Performance-Based Seismic Design Methods and Tools for Reinforced Masonry Shear-Wall Structures (2010)
|PI:||Benson Shing||UC San Diego|
|Co-PI:||Richard Klingner||University of Texas, Austin|
|Co-PI:||David McLean||Washington State University|
Current code provisions and strength design methods for reinforced masonry shear-wall structures do not adequately distinguish the unique design requirements and performance characteristics of high-rise and low-rise masonry shear wall systems of different configurations. Moreover, current seismic design provisions for masonry structures are force-based with overlays of prescriptive requirements, some of which are neither practical nor rational and have not been substantiated with experiment research. This research project is aimed to improve reinforced masonry design methods and develop analytical tools required for the performance-based design of these structures.
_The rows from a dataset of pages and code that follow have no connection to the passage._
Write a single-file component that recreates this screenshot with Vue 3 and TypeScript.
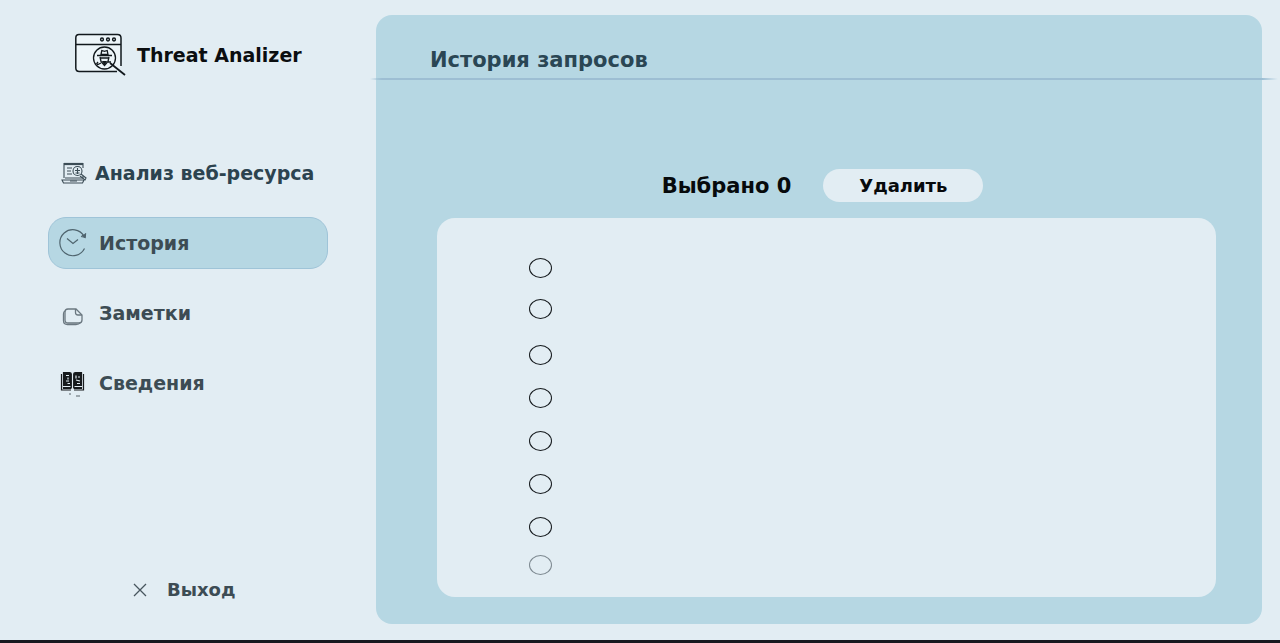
<script setup lang="ts">
import { computed, ref } from 'vue'

interface NavItem {
  id: string
  label: string
}

interface HistoryRow {
  id: number
  checked: boolean
}

const navItems: NavItem[] = [
  { id: 'analysis', label: 'Анализ веб-ресурса' },
  { id: 'history', label: 'История' },
  { id: 'notes', label: 'Заметки' },
  { id: 'info', label: 'Сведения' },
]
const active = ref('history')

const rows = ref<HistoryRow[]>(
  Array.from({ length: 8 }, (_, i) => ({ id: i + 1, checked: false })),
)
const selected = computed(() => rows.value.filter((r) => r.checked).length)

function removeSelected(): void {
  rows.value = rows.value.filter((r) => !r.checked)
}
</script>

<template>
  <div class="app">
    <aside class="sidebar">
      <div class="brand">
        <svg class="brand-icon" viewBox="0 0 52 44" fill="none" stroke="#11181c" stroke-width="1.5">
          <path d="M46 33V5q0-3.500-3.500-3.500H4Q.8 1.500.8 5v30q0 3.500 3.500 3.500H42" fill="#edf5f9" />
          <path d="M1 11.500h45" />
          <circle cx="27" cy="6.500" r="1.400" />
          <circle cx="33" cy="6.500" r="1.400" />
          <circle cx="39" cy="6.500" r="1.400" />
          <circle cx="29.500" cy="25" r="11" fill="#edf5f9" stroke-width="1.300" />
          <path d="M35 30l15 12" stroke-width="1.800" />
          <path d="M26 21.500l.8-4 2.700.8 2.700-.8.8 4z" stroke-width="1.300" />
          <path d="M22 22.500h15M25 24l1 4.500 3.500 4 3.500-4 1-4.500M25 25h9M23 29l-1.500 2M22 32l4-2M36 29h-3" stroke-width="1.300" />
          <path d="M27.500 28.500h4l-2 3z" fill="#11181c" stroke-width="1" />
        </svg>
        <span>Threat Analizer</span>
      </div>

      <nav class="nav">
        <a
          v-for="item in navItems"
          :key="item.id"
          href="#"
          class="nav-item"
          :class="[item.id, { active: active === item.id }]"
          @click.prevent="active = item.id"
        >
          <svg v-if="item.id === 'analysis'" class="icon" viewBox="0 0 28 28" fill="none" stroke="#3c4d56" stroke-width="1.100">
            <path d="M5 19V4.500h19V9M24 17v2M3 21h22l-1.500 3H4.500zM6 19h18" />
            <path d="M5 5h19" stroke-width="2.200" />
            <path d="M8 9h5M8 12h4M8 15h5M11 22h7" />
            <circle cx="18.500" cy="12" r="4.500" />
            <path d="M18.500 9v6M16 11.500h5M16.500 14h4M22 15l5 4-1 2-5-4" />
          </svg>
          <svg v-else-if="item.id === 'history'" class="icon" viewBox="0 0 28 28" fill="none" stroke="#4f646e" stroke-width="1.200">
            <path d="M25.500 19.500A13 13 0 1 1 25 7" />
            <path d="M22 7.500l4 .8.500-4" />
            <path d="M23.500 6.500l3-1-.5 3z" fill="#4f646e" />
            <path d="M8 9.500l6 5 5-4" />
          </svg>
          <svg v-else-if="item.id === 'notes'" class="icon" viewBox="0 0 28 28" fill="none" stroke="#6b7880" stroke-width="1.300">
            <path d="M9 10h8l6 6v5q0 3-3 3H9q-3 0-3-3v-8q0-3 3-3z" />
            <path d="M16.500 10v3.500q0 2.500 2.500 2.500h4" />
            <path d="M6 12q-1.500.5-1.500 3v6.500q0 4 4 4H17q3 0 4-1.500" />
          </svg>
          <svg v-else class="icon" viewBox="0 0 28 28" fill="none" stroke="#171b1d" stroke-width="1.200">
            <path d="M4.500 3.500h6q1.800 0 1.800 1.500v14H4.500zM22.500 3.500h-6Q14.700 3.500 14.700 5v14h7.800z" fill="#171b1d" />
            <path d="M2.500 5v16h9.500M24.500 5v16H15M4 19.500h8M15 19.500h8" />
            <path d="M7 6.500h3M9 8.500v2M7 12h3M8.500 14.500h2.500M17 6.500v3M19 8h2M17 11l4 1M18 14.500h3M4 17.500h7.500M15.500 17.500h7.500" stroke="#e2edf3" />
            <path d="M10 25h2M17 27h4" stroke="#59646a" />
          </svg>
          <span>{{ item.label }}</span>
        </a>
      </nav>

      <button type="button" class="exit">
        <svg class="exit-icon" viewBox="0 0 14 14" fill="none" stroke="#48565e" stroke-width="1.300">
          <path d="M1 1l12 12M13 1L1 13" />
        </svg>
        <span>Выход</span>
      </button>
    </aside>

    <main class="panel">
      <h1 class="title">История запросов</h1>
      <div class="rule"></div>

      <div class="toolbar">
        <span class="count">Выбрано {{ selected }}</span>
        <button type="button" class="delete" @click="removeSelected">Удалить</button>
      </div>

      <ul class="list">
        <li v-for="row in rows" :key="row.id">
          <input v-model="row.checked" type="checkbox" class="check" :aria-label="`Запрос ${row.id}`" />
        </li>
      </ul>
    </main>
  </div>
</template>

<style>
body {
  margin: 0;
  background: #e2edf3;
}
</style>

<style scoped>
.app {
  box-sizing: border-box;
  display: flex;
  min-height: 100vh;
  overflow: hidden;
  border-bottom: 3px solid #17181f;
  background: #e2edf3;
  color: #3d4c54;
  font-family: "DejaVu Sans", Inter, sans-serif;
  font-weight: 700;
}

.sidebar {
  box-sizing: border-box;
  display: flex;
  flex: 0 0 376px;
  flex-direction: column;
  padding: 33px 48px 40px;
}

.brand {
  display: flex;
  align-items: center;
  gap: 10px;
  margin-left: 27px;
  color: #0b0e10;
  font-size: 19px;
  white-space: nowrap;
}

.brand-icon {
  width: 52px;
  height: 44px;
}

.nav {
  display: flex;
  flex-direction: column;
  gap: 18px;
  margin-top: 70px;
}

.nav-item {
  box-sizing: border-box;
  display: flex;
  align-items: center;
  gap: 12px;
  height: 52px;
  padding: 0 10px;
  border: 1px solid transparent;
  border-radius: 18px;
  color: inherit;
  font-size: 19px;
  text-decoration: none;
  white-space: nowrap;
}

.analysis {
  gap: 8px;
  color: #2c434f;
}

.active {
  border-color: #9fc4d8;
  background: #b6d7e3;
}

.icon {
  flex: none;
  width: 28px;
  height: 28px;
}

.exit {
  display: flex;
  align-items: center;
  gap: 20px;
  margin: auto auto 0 85px;
  padding: 0;
  border: 0;
  background: none;
  color: inherit;
  font: inherit;
  font-size: 18px;
}

.exit-icon {
  width: 14px;
  height: 14px;
}

.panel {
  display: flex;
  flex: 1;
  flex-direction: column;
  margin: 15px 18px 16px 0;
  border-radius: 16px;
  background: #b6d7e3;
}

.title {
  margin: 0;
  padding: 33px 54px 5px;
  color: #2a4654;
  font-size: 21px;
  line-height: 25px;
}

.rule {
  height: 2px;
  margin: 0 -16px 0 -6px;
  background: linear-gradient(90deg, transparent, #9dbed3 12px, #9dbed3 calc(100% - 16px), transparent);
}

.toolbar {
  display: flex;
  align-items: center;
  justify-content: center;
  gap: 32px;
  margin: 89px 54px 0 61px;
  color: #070a0c;
}

.count {
  font-size: 21px;
}

.delete {
  width: 160px;
  height: 33px;
  padding: 0;
  border: 0;
  border-radius: 17px;
  background: #e2edf3;
  color: inherit;
  font: inherit;
  font-size: 18px;
}

.list {
  display: grid;
  flex: 1;
  grid-template-rows: 41px 46px repeat(4, 43px) 38px 20px;
  margin: 16px 46px 27px 61px;
  padding: 40px 92px 20px;
  border-radius: 18px;
  background: #e2edf3;
  list-style: none;
}

.list li {
  display: flex;
  align-items: flex-start;
}

.check {
  appearance: none;
  box-sizing: border-box;
  width: 23px;
  height: 20px;
  margin: 0;
  border: 1px solid #14191c;
  border-radius: 50%;
}

.check:checked {
  background: #5e8ea3;
}

.list li:last-child .check {
  border-color: #7d8990;
}
</style>
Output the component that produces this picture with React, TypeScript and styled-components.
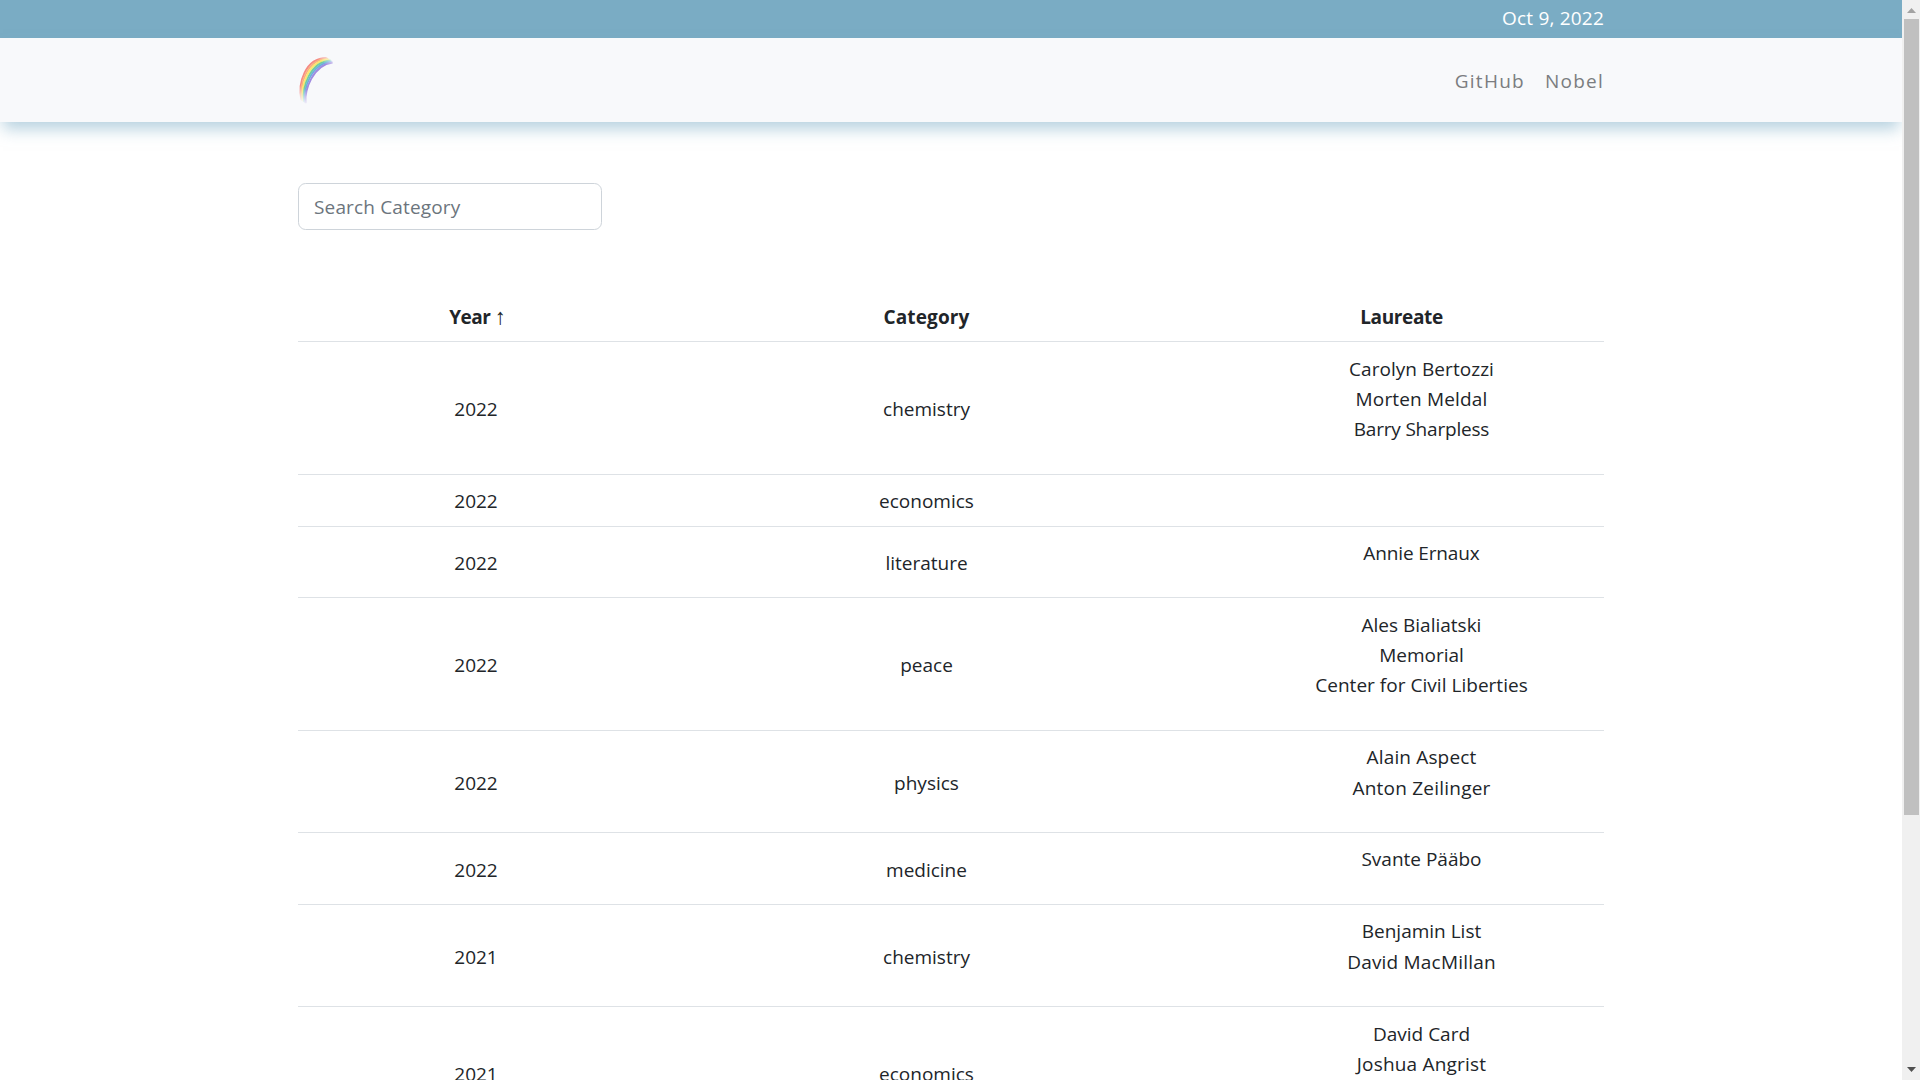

It is a joint effort of UCSD, the University of Texas at Austin, and Washington State University through a Measurement Science and Engineering Grant awarded by the National Institute of Standards and Technology under the American Recovery and Reinvestment Act. In this project, shake-table tests will be conducted on two full-scale reinforced masonry wall specimens at the UCSD NEES Site with support from the NEES program of NSF. One of the specimens will be a three-story cantilever wall system completed with floor and roof diaphragms, and the other will be a two-story perforated wall system with an irregular arrangement of window openings. These tests are to evaluate current and improved design methods and reinforcing details, and to further our understanding of the behavior of these structures under sever seismic load conditions. In addition, extensive quasi-static tests will be conducted on reinforced masonry wall panels at the University of Texas at Austin and Washington State University to support the development of improved design details and analytical models. Improved displacement-based design methods will be explored and developed as an alternative to the current force-based design approach. The first set of shake-table tests will be conducted on the three-story specimen, and is scheduled to begin in December 2010.